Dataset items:
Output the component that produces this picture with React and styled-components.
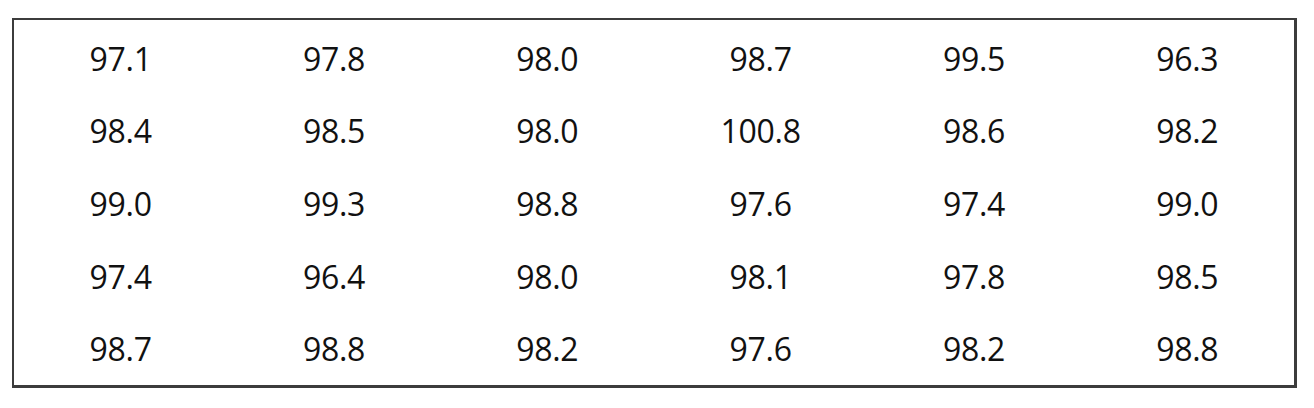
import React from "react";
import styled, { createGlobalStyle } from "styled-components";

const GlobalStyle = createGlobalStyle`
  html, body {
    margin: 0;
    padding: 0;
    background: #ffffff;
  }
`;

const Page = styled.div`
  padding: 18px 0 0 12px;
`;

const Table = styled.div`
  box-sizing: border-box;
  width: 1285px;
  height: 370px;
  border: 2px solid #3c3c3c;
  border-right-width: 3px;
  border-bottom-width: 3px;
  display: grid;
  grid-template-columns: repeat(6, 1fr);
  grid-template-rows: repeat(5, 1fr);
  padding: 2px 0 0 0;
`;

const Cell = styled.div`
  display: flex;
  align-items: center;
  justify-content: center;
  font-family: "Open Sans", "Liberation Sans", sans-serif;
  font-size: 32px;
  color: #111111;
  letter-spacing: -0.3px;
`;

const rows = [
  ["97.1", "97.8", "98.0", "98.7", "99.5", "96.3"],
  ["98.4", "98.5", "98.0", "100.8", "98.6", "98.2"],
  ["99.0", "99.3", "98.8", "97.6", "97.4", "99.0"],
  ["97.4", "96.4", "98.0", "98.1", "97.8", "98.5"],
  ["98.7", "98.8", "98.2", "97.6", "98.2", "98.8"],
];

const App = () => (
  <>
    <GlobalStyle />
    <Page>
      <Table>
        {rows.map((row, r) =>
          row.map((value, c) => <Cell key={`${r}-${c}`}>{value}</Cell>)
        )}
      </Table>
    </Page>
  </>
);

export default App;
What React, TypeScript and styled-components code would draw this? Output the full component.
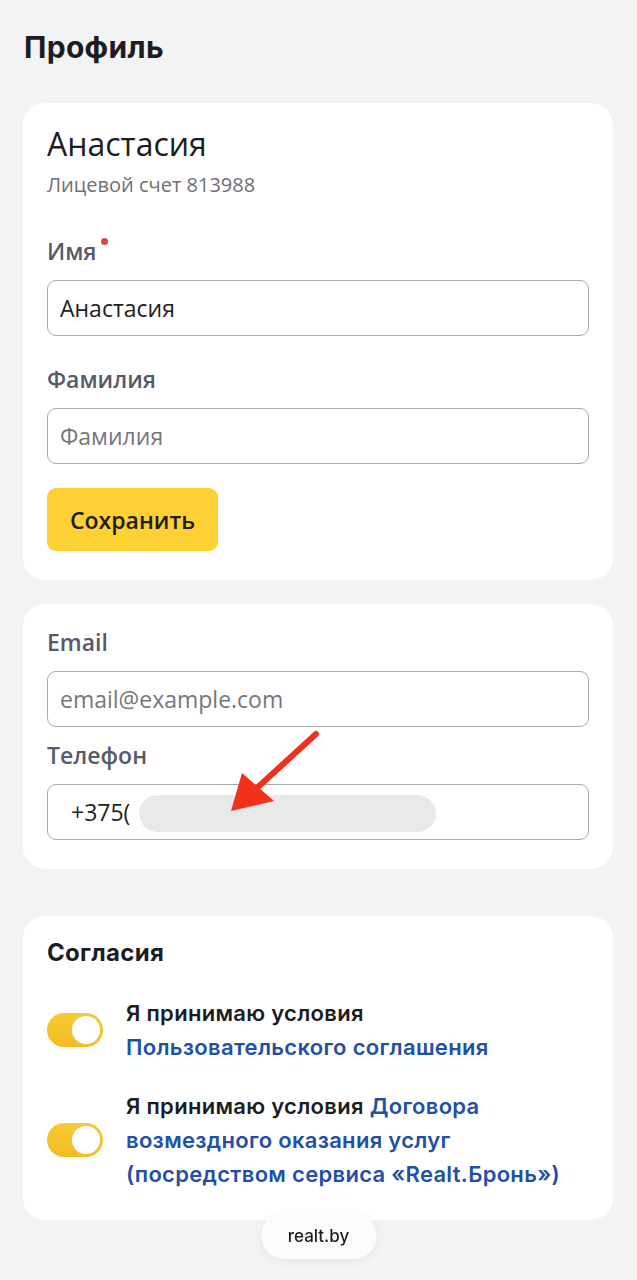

Short task: Extract every line containing the string "Output" from the material.

Task solution:
Output the component that produces this picture with React and styled-components.
What React, TypeScript and styled-components code would draw this? Output the full component.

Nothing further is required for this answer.